TASK INSTRUCTIONS
Scan the listing below and copy every line holding "index".

DATASET EXTRACT
═══

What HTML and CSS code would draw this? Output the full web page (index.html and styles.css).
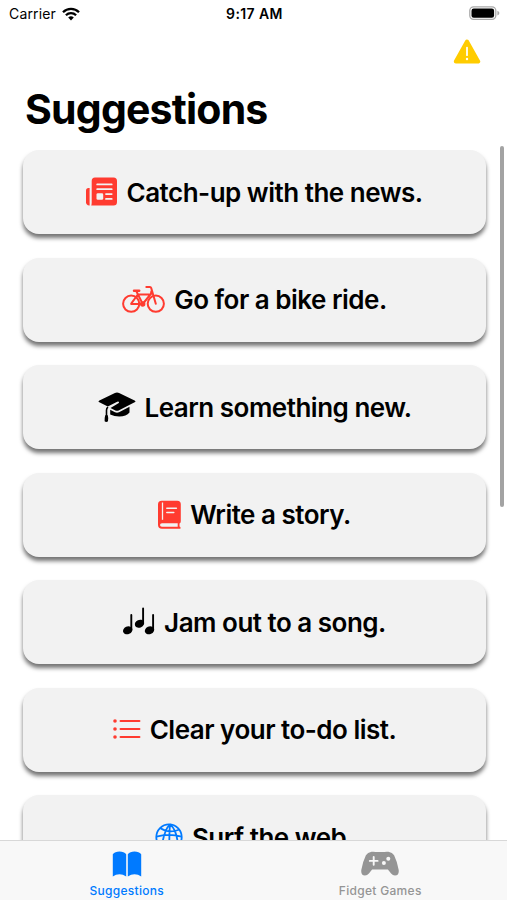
FILE: index.html
```html
<!DOCTYPE html>
<html lang="en">
<head>
  <meta charset="UTF-8" />
  <title>Suggestions</title>
  <link rel="stylesheet" href="styles.css">
</head>
<body>
  <div class="status-bar">
    <div class="carrier">
      <span>Carrier</span>
      <svg width="18" height="14" viewBox="0 0 18 14" fill="none" stroke="#000" stroke-width="2.3">
        <path d="M1 5.2a11.4 11.4 0 0 1 16 0" />
        <path d="M3.9 8.3a7.3 7.3 0 0 1 10.2 0" />
        <path d="M9 13.4 6.2 10.6a4 4 0 0 1 5.6 0z" fill="#000" stroke="none" />
      </svg>
    </div>
    <span class="time">9:17 AM</span>
    <svg class="battery" width="31" height="15" viewBox="0 0 31 15">
      <rect x="0.8" y="0.8" width="26" height="12.6" rx="3.8" fill="#fff" stroke="#a9a9a9" stroke-width="1.3" />
      <rect x="2.5" y="2.5" width="22.6" height="9.2" rx="2.2" />
      <path d="M28.4 4.7q2 .8 2 2.4t-2 2.4z" fill="#a9a9a9" />
    </svg>
  </div>

  <header>
    <svg class="warning" width="28" height="26" viewBox="0 0 28 26">
      <path d="M14 2.6 25.2 22.6H2.8z" fill="#fc0" stroke="#fc0" stroke-width="4" stroke-linejoin="round" />
      <path d="M14 8.6v7.6" stroke="#fff" stroke-width="1.8" stroke-linecap="round" />
      <circle cx="14" cy="20" r="1.2" fill="#fff" />
    </svg>
    <h1>Suggestions</h1>
  </header>

  <main>
    <div class="card">
      <svg width="31" height="30" viewBox="0 0 31 30">
        <path d="M3.600 11v17.400C1.500 28.600 0 27.300 0 25.200V13.500q0-2.500 2.500-2.500z" fill="#ff3b30" />
        <path d="M9 .5h18.500q3.500 0 3.500 3.500v21q0 3.500-3.500 3.500H5.200q.5-1 .5-3V4Q5.700.5 9 .5z" fill="#ff3b30" />
        <path d="M11.200 7.400h14.500M11.200 12.200h14.500M20 17.100h5.700M20 21.900h5.700" stroke="#f2f2f2" stroke-width="1.800" stroke-linecap="round" />
        <rect x="10.500" y="16.200" width="6.700" height="6.600" rx="1.300" fill="#f2f2f2" />
      </svg>
      <span>Catch-up with the news.</span>
    </div>
    <div class="card">
      <svg width="43" height="30" viewBox="0 0 43 30" fill="none" stroke="#ff3b30" stroke-width="2" stroke-linecap="round" stroke-linejoin="round">
        <circle cx="9.200" cy="18.700" r="8.100" />
        <circle cx="33.800" cy="18.700" r="8.100" />
        <path d="M12 5.800h5.200" stroke-width="2.400" />
        <path d="M14.500 6.500 20.700 19M9.200 18.700l6.600-9.200h12.600L20.700 19H9.200M24.300 2h3.600q1 0 1.300 1l4.600 15.700M28.800 9.500l.6-3.200" />
        <circle cx="20.700" cy="19" r="1.700" fill="#ff3b30" />
      </svg>
      <span>Go for a bike ride.</span>
    </div>
    <div class="card">
      <svg width="38" height="32" viewBox="0 0 38 32">
        <path d="M1.400 9.500 16.900 2.100q2.100-1 4.200 0l15.500 7.400q1.700.9 0 1.800l-15.500 8q-2.100 1-4.200 0L12.500 17l7.900-4.700q1-.8.3-1.500-.6-.5-1.500 0l-9.400 4.800-8.400-4.300q-1.700-.9 0-1.800z" />
        <path d="M12.200 18.800 17 21.200q2 .9 4 0l10.500-5.400v5.800q-3.200 4-10.200 4-5.100 0-9.100-2z" />
        <path d="M10 16.200q-1.500 1-1.500 3v6" fill="none" stroke="#000" stroke-width="1.600" />
        <path d="M7.200 24.200h2.600q.8 2.800.2 6.100-1.700 1.300-3.400 0-.2-3.200.6-6.100z" />
      </svg>
      <span>Learn something new.</span>
    </div>
    <div class="card">
      <svg width="23" height="30" viewBox="0 0 23 30">
        <path d="M3.700.8h15.600q3.500 0 3.500 3.500v16.900q0 1.800-1.300 2.200v3.200q1.100.5 1.100 1.300 0 .9-1.100.9H4Q0 28.800 0 24.800V4.500Q0 .8 3.700.8z" fill="#ff3b30" />
        <path d="M4 23.300h15.700v3.400H4q-2-.2-2-1.700t2-1.700z" fill="#f2f2f2" />
        <path d="M4.500 2.500v17.300" stroke="#f2f2f2" stroke-width="1.300" />
        <path d="M8.800 8.200h9.600M8.800 12.500h7" stroke="#f2f2f2" stroke-width="1.500" stroke-linecap="round" />
      </svg>
      <span>Write a story.</span>
    </div>
    <div class="card">
      <svg width="32" height="30" viewBox="0 0 32 30">
        <g fill="none" stroke="#000" stroke-width="1.900" stroke-linecap="round">
          <path d="M8.300 8v15M20.100 1.500v15M30.100 8v15" />
        </g>
        <ellipse cx="4.700" cy="23.300" rx="4.800" ry="3.900" transform="rotate(-24 4.700 23.300)" />
        <ellipse cx="16.500" cy="16.700" rx="4.800" ry="3.900" transform="rotate(-24 16.500 16.700)" />
        <ellipse cx="26.500" cy="23.300" rx="4.800" ry="3.900" transform="rotate(-24 26.500 23.300)" />
      </svg>
      <span>Jam out to a song.</span>
    </div>
    <div class="card">
      <svg width="28" height="32" viewBox="0 0 28 32" stroke="#ff3b30" stroke-width="1.900" stroke-linecap="round">
        <path d="M7.500 7h19M7.500 15h19M7.500 23h19" />
        <g fill="#ff3b30" stroke="none">
          <circle cx="2" cy="7" r="1.800" />
          <circle cx="2" cy="15" r="1.800" />
          <circle cx="2" cy="23" r="1.800" />
        </g>
      </svg>
      <span>Clear your to-do list.</span>
    </div>
    <div class="card">
      <svg width="28" height="30" viewBox="0 0 28 30" fill="none" stroke="#007aff" stroke-width="1.800">
        <circle cx="14" cy="15" r="12.700" />
        <path d="M15 2.300Q9 8 6.800 25M15 2.300Q14 12 14.500 27.600M15 2.300Q22 8 23 24M5 6Q14 12 24.500 7.500M1.300 14.700Q14 11 26.700 14.700" />
      </svg>
      <span>Surf the web.</span>
    </div>
  </main>
  <div class="scrollbar"></div>

  <nav>
    <a class="tab active">
      <svg width="30" height="26" viewBox="0 0 30 26" fill="currentColor">
        <path d="M14.200 3.300v22.200Q11 23.300 7.500 23.300q-3.700 0-6.700 2.200V3.300Q3 .6 7.500.6t6.700 2.700z" />
        <path d="M15.800 3.300v22.200q3.200-2.200 6.700-2.200 3.700 0 6.700 2.200V3.300Q27 .6 22.500.6t-6.700 2.700z" />
      </svg>
      <span>Suggestions</span>
    </a>
    <a class="tab">
      <svg width="38" height="26" viewBox="0 0 38 26">
        <path d="M10.500.8q2-.4 4.300.2h8.400q2.300-.6 4.300-.2 4 .6 5.600 3.500 3.400 7 4.600 14.700.6 5.500-3.700 5.500-2.200 0-3.900-2l-3.200-4H11.100l-3.200 4q-1.700 2-3.900 2-4.300 0-3.700-5.500Q1.500 11.300 4.900 4.300 6.500 1.400 10.500.8z" fill="currentColor" />
        <path d="M8.800 9.900h7.800M12.700 6v7.800" stroke="#f8f8f8" stroke-width="1.900" stroke-linecap="round" />
        <circle cx="22.900" cy="12" r="2" fill="#f8f8f8" />
        <circle cx="27.300" cy="7.800" r="2" fill="#f8f8f8" />
      </svg>
      <span>Fidget Games</span>
    </a>
  </nav>
</body>
</html>
```

FILE: styles.css
```css
body {
  margin: 0;
  height: 900px;
  display: flex;
  flex-direction: column;
  overflow: hidden;
  position: relative;
  background-color: #fff;
  color: #000;
  font-family: Inter, sans-serif;
}

svg {
  display: block;
  flex-shrink: 0;
}

.status-bar {
  display: grid;
  grid-template-columns: 1fr auto 1fr;
  align-items: center;
  height: 27px;
  padding: 0 7px 0 9px;
  font-size: 14px;
}

.carrier {
  display: flex;
  align-items: center;
  gap: 6px;
  letter-spacing: 0.15px;
}

.time {
  font-weight: 600;
  letter-spacing: 0.4px;
}

.battery {
  justify-self: end;
}

header {
  height: 123px;
  box-sizing: border-box;
  padding: 12px 26px 0 25px;
}

.warning {
  margin-left: auto;
}

h1 {
  margin: 19px 0 0;
  font-size: 41px;
  line-height: 50px;
  font-weight: 700;
  letter-spacing: -0.8px;
}

main {
  flex: 1;
  min-height: 0;
  display: flex;
  flex-direction: column;
  gap: 23.5px;
  padding: 0 21px 0 23px;
  overflow: hidden;
}

.card {
  flex: none;
  height: 84px;
  display: flex;
  align-items: center;
  justify-content: center;
  gap: 9px;
  border-radius: 16px;
  background-color: #f2f2f2;
  box-shadow: 0 4px 4px rgba(0, 0, 0, 0.55);
  font-size: 26px;
  font-weight: 600;
  letter-spacing: -0.5px;
  white-space: nowrap;
}

.scrollbar {
  position: absolute;
  top: 146px;
  right: 3px;
  width: 4px;
  height: 361px;
  border-radius: 2px;
  background-color: #a3a3a3;
}

nav {
  display: flex;
  height: 60px;
  box-sizing: border-box;
  border-top: 1px solid #d8d8d8;
  background-color: #f8f8f8;
}

.tab {
  flex: 1;
  display: flex;
  flex-direction: column;
  align-items: center;
  padding-top: 10px;
  gap: 6px;
  color: #959595;
  font-size: 12px;
  line-height: 15px;
  font-weight: 500;
  letter-spacing: 0.3px;
}

.active {
  color: #007aff;
}
```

═══

EXERCISE RESPONSE
What HTML and CSS code would draw this? Output the full web page (index.html and styles.css).
FILE: index.html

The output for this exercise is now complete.